--- Begin Material for this task ---
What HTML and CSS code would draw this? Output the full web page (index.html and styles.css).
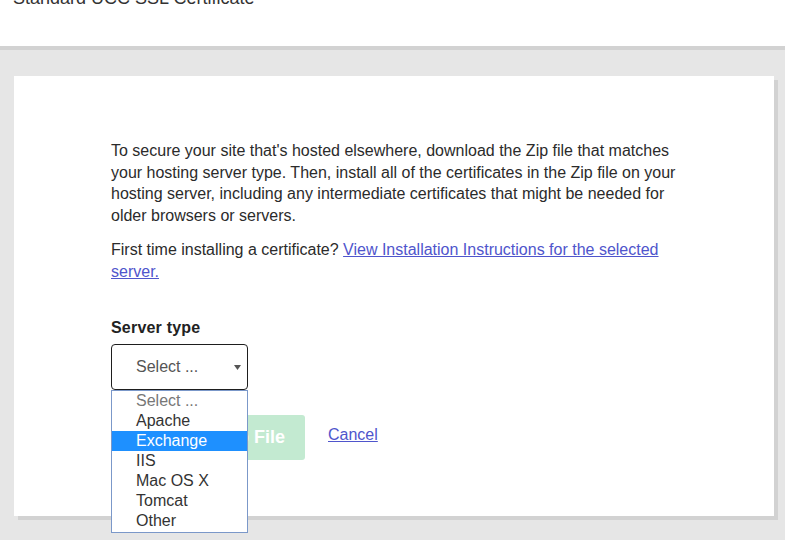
FILE: index.html
```html
<!DOCTYPE html>
<html lang="en">
<head>
<meta charset="utf-8">
<title>Standard UCC SSL Certificate</title>
<link rel="stylesheet" href="styles.css">
</head>
<body>
<header class="page-header">
  <h1 class="page-title">Standard UCC SSL Certificate</h1>
</header>
<main class="page-main">
  <section class="card">
    <p class="intro">To secure your site that's hosted elsewhere, download the Zip file that matches your hosting server type. Then, install all of the certificates in the Zip file on your hosting server, including any intermediate certificates that might be needed for older browsers or servers.</p>
    <p class="intro">First time installing a certificate? <a class="link" href="#">View Installation Instructions for the selected server.</a></p>

    <div class="field">
      <label class="field-label">Server type</label>
      <div class="select-wrap">
        <div class="select-box">
          <span class="select-value">Select ...</span>
          <svg class="select-arrow" width="7" height="5" viewBox="0 0 7 5"><path d="M0 0h7L3.5 5z" fill="#555"/></svg>
        </div>
        <ul class="select-list">
          <li class="option option-placeholder">Select ...</li>
          <li class="option">Apache</li>
          <li class="option option-active">Exchange</li>
          <li class="option">IIS</li>
          <li class="option">Mac OS X</li>
          <li class="option">Tomcat</li>
          <li class="option">Other</li>
        </ul>
      </div>
    </div>

    <div class="actions">
      <button class="btn-download" type="button">Download Zip File</button>
      <a class="link cancel" href="#">Cancel</a>
    </div>
  </section>
</main>
</body>
</html>
```

FILE: styles.css
```css
html {
  background: #e6e6e6;
}
body {
  margin: 0;
  font-family: "Liberation Sans", Arial, sans-serif;
  color: #2b2b2b;
  min-height: 540px;
}
.page-header {
  display: flex;
  align-items: flex-start;
  height: 46px;
  background: #fff;
  border-bottom: 4px solid #d2d2d2;
  padding-left: 13px;
}
.page-title {
  margin: -12px 0 0;
  font-size: 18px;
  line-height: 20px;
  font-weight: normal;
  color: #333;
}
.page-main {
  padding: 26px 11px 0 14px;
}
.card {
  background: #fff;
  box-shadow: 4px 4px 0 #d2d2d2;
  padding: 64px 20px 56px 97px;
}
.intro {
  margin: 0 0 13px;
  max-width: 580px;
  font-size: 16px;
  line-height: 21.6px;
}
.link {
  color: #4f55cc;
  text-decoration: underline;
}
.field {
  margin-top: 35px;
  display: flex;
  flex-direction: column;
  align-items: flex-start;
}
.field-label {
  font-size: 16px;
  line-height: 20px;
  font-weight: bold;
  color: #222;
  letter-spacing: 0.2px;
}
.select-wrap {
  position: relative;
  margin-top: 6px;
  width: 137px;
}
.select-box {
  box-sizing: border-box;
  height: 46px;
  border: 1px solid #1e1e1e;
  border-radius: 4px;
  display: flex;
  align-items: center;
  justify-content: space-between;
  padding: 0 6px 0 24px;
}
.select-value {
  font-size: 16px;
  color: #555;
}
.select-arrow {
  display: block;
  margin-top: 1px;
}
.select-list {
  position: absolute;
  top: 100%;
  left: 0;
  z-index: 2;
  box-sizing: border-box;
  width: 137px;
  margin: 0;
  padding: 0 0 1px;
  list-style: none;
  background: #fff;
  border: 1px solid #7b98c9;
}
.option {
  height: 20px;
  line-height: 20px;
  font-size: 16px;
  padding-left: 24px;
  color: #333;
}
.option-placeholder {
  color: #777;
}
.option-active {
  background: #1e90ff;
  color: #fff;
}
.actions {
  margin-top: 25px;
  display: flex;
  align-items: center;
  gap: 23px;
}
.btn-download {
  height: 45px;
  padding: 0 20px;
  border: none;
  border-radius: 3px;
  background: #c3ead1;
  color: #fff;
  font-family: "Liberation Sans", Arial, sans-serif;
  font-size: 18px;
  font-weight: bold;
}
.cancel {
  font-size: 16px;
  margin-bottom: 4px;
}
```
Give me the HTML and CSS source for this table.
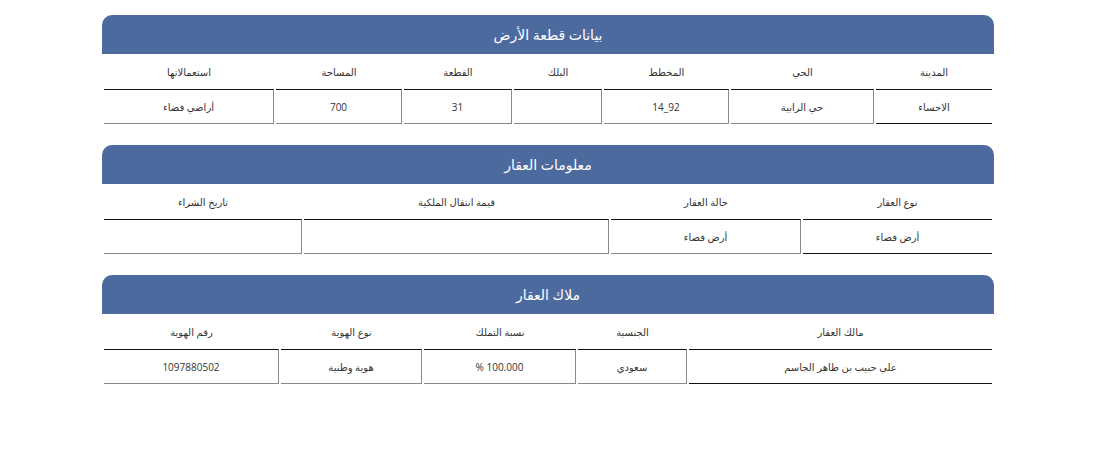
--- End Material for this task ---
Make an exact copy of the records above, with the pictures left out.

→ Response:
What HTML and CSS code would draw this? Output the full web page (index.html and styles.css).
FILE: index.html
```html
<!DOCTYPE html>
<html lang="en">
<head>
<meta charset="utf-8">
<title>Standard UCC SSL Certificate</title>
<link rel="stylesheet" href="styles.css">
</head>
<body>
<header class="page-header">
  <h1 class="page-title">Standard UCC SSL Certificate</h1>
</header>
<main class="page-main">
  <section class="card">
    <p class="intro">To secure your site that's hosted elsewhere, download the Zip file that matches your hosting server type. Then, install all of the certificates in the Zip file on your hosting server, including any intermediate certificates that might be needed for older browsers or servers.</p>
    <p class="intro">First time installing a certificate? <a class="link" href="#">View Installation Instructions for the selected server.</a></p>

    <div class="field">
      <label class="field-label">Server type</label>
      <div class="select-wrap">
        <div class="select-box">
          <span class="select-value">Select ...</span>
          <svg class="select-arrow" width="7" height="5" viewBox="0 0 7 5"><path d="M0 0h7L3.5 5z" fill="#555"/></svg>
        </div>
        <ul class="select-list">
          <li class="option option-placeholder">Select ...</li>
          <li class="option">Apache</li>
          <li class="option option-active">Exchange</li>
          <li class="option">IIS</li>
          <li class="option">Mac OS X</li>
          <li class="option">Tomcat</li>
          <li class="option">Other</li>
        </ul>
      </div>
    </div>

    <div class="actions">
      <button class="btn-download" type="button">Download Zip File</button>
      <a class="link cancel" href="#">Cancel</a>
    </div>
  </section>
</main>
</body>
</html>
```

FILE: styles.css
```css
html {
  background: #e6e6e6;
}
body {
  margin: 0;
  font-family: "Liberation Sans", Arial, sans-serif;
  color: #2b2b2b;
  min-height: 540px;
}
.page-header {
  display: flex;
  align-items: flex-start;
  height: 46px;
  background: #fff;
  border-bottom: 4px solid #d2d2d2;
  padding-left: 13px;
}
.page-title {
  margin: -12px 0 0;
  font-size: 18px;
  line-height: 20px;
  font-weight: normal;
  color: #333;
}
.page-main {
  padding: 26px 11px 0 14px;
}
.card {
  background: #fff;
  box-shadow: 4px 4px 0 #d2d2d2;
  padding: 64px 20px 56px 97px;
}
.intro {
  margin: 0 0 13px;
  max-width: 580px;
  font-size: 16px;
  line-height: 21.6px;
}
.link {
  color: #4f55cc;
  text-decoration: underline;
}
.field {
  margin-top: 35px;
  display: flex;
  flex-direction: column;
  align-items: flex-start;
}
.field-label {
  font-size: 16px;
  line-height: 20px;
  font-weight: bold;
  color: #222;
  letter-spacing: 0.2px;
}
.select-wrap {
  position: relative;
  margin-top: 6px;
  width: 137px;
}
.select-box {
  box-sizing: border-box;
  height: 46px;
  border: 1px solid #1e1e1e;
  border-radius: 4px;
  display: flex;
  align-items: center;
  justify-content: space-between;
  padding: 0 6px 0 24px;
}
.select-value {
  font-size: 16px;
  color: #555;
}
.select-arrow {
  display: block;
  margin-top: 1px;
}
.select-list {
  position: absolute;
  top: 100%;
  left: 0;
  z-index: 2;
  box-sizing: border-box;
  width: 137px;
  margin: 0;
  padding: 0 0 1px;
  list-style: none;
  background: #fff;
  border: 1px solid #7b98c9;
}
.option {
  height: 20px;
  line-height: 20px;
  font-size: 16px;
  padding-left: 24px;
  color: #333;
}
.option-placeholder {
  color: #777;
}
.option-active {
  background: #1e90ff;
  color: #fff;
}
.actions {
  margin-top: 25px;
  display: flex;
  align-items: center;
  gap: 23px;
}
.btn-download {
  height: 45px;
  padding: 0 20px;
  border: none;
  border-radius: 3px;
  background: #c3ead1;
  color: #fff;
  font-family: "Liberation Sans", Arial, sans-serif;
  font-size: 18px;
  font-weight: bold;
}
.cancel {
  font-size: 16px;
  margin-bottom: 4px;
}
```
Give me the HTML and CSS source for this table.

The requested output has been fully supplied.